Limpiándose las lágrimas, Mikhailo dijo que aún no le encontraba sentido a su labor: “Con este trabajo, no hay mucho de lo que sentirse orgulloso”.
“Cada una de sus historias es única. Deberían escribir sobre todos ellos”, dijo Yelyzaveta, de 29 años, que había trabajado en la empresa durante solo seis meses cuando comenzó la guerra.
Encima de muchas tumbas, las familias dejan recuerdos en memoria de quiénes eran sus seres queridos en vida: un raspador de masilla de pintor. La consola de videojuegos de un adolescente. Un medallón tallado en una pluma de escritor. Una golosina favorita.

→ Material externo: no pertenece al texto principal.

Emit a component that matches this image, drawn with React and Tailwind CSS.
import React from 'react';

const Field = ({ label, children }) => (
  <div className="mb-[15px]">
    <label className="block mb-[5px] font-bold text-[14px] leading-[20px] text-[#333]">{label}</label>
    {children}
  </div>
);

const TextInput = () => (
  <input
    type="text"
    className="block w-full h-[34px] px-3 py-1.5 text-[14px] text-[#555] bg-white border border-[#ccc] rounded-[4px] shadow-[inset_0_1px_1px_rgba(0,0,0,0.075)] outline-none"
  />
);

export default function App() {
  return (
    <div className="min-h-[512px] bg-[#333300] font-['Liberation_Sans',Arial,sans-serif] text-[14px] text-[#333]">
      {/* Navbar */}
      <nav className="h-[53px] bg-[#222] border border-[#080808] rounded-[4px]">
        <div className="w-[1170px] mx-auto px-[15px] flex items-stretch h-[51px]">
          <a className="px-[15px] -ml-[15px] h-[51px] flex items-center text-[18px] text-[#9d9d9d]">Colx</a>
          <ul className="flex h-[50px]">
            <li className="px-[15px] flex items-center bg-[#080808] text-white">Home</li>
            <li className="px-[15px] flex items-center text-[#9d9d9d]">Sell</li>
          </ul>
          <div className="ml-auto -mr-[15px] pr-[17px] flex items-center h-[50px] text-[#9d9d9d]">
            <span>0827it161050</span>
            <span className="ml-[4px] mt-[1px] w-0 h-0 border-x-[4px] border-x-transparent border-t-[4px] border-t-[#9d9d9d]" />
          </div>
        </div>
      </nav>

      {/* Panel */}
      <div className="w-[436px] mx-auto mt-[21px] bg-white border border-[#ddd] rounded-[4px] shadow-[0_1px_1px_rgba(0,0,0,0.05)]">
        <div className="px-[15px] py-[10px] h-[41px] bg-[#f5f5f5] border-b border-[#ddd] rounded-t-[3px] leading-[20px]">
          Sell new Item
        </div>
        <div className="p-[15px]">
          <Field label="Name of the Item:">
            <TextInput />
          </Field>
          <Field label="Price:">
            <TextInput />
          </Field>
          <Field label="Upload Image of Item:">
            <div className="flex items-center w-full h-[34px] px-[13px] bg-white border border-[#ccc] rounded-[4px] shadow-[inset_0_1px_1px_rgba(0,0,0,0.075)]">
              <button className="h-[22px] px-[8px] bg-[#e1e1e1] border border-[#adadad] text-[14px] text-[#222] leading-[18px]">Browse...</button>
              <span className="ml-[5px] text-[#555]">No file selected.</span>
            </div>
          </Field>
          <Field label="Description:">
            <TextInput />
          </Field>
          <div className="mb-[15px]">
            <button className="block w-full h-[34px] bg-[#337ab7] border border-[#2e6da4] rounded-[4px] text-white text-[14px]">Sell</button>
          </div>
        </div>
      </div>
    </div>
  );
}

Sobre algunas de las tumbas hay lechos de flores cuidadosamente plantadas. Casi todas tienen velas, que parpadean cada día cuando cae la noche.
De vuelta a la morgue, Antoniy dijo que la única vez que él y sus colegas decidieron no trabajar con un cuerpo fue cuando el soldado caído había sido un amigo. Entonces, dijo, se encuentra con la misma incredulidad que suele ver en los ojos de los dolientes.
Trabajar aquí le ha enseñado a no encontrar aterradoras las morgues o los funerales, dijo. Pero no ha disminuido su miedo a morir.
“No hay una sola persona que no tema a la muerte”, dijo su colega Mikhailo. “He enterrado a todo el mundo, desde médicos hasta científicos. Al final, la muerte nos lleva a todos”.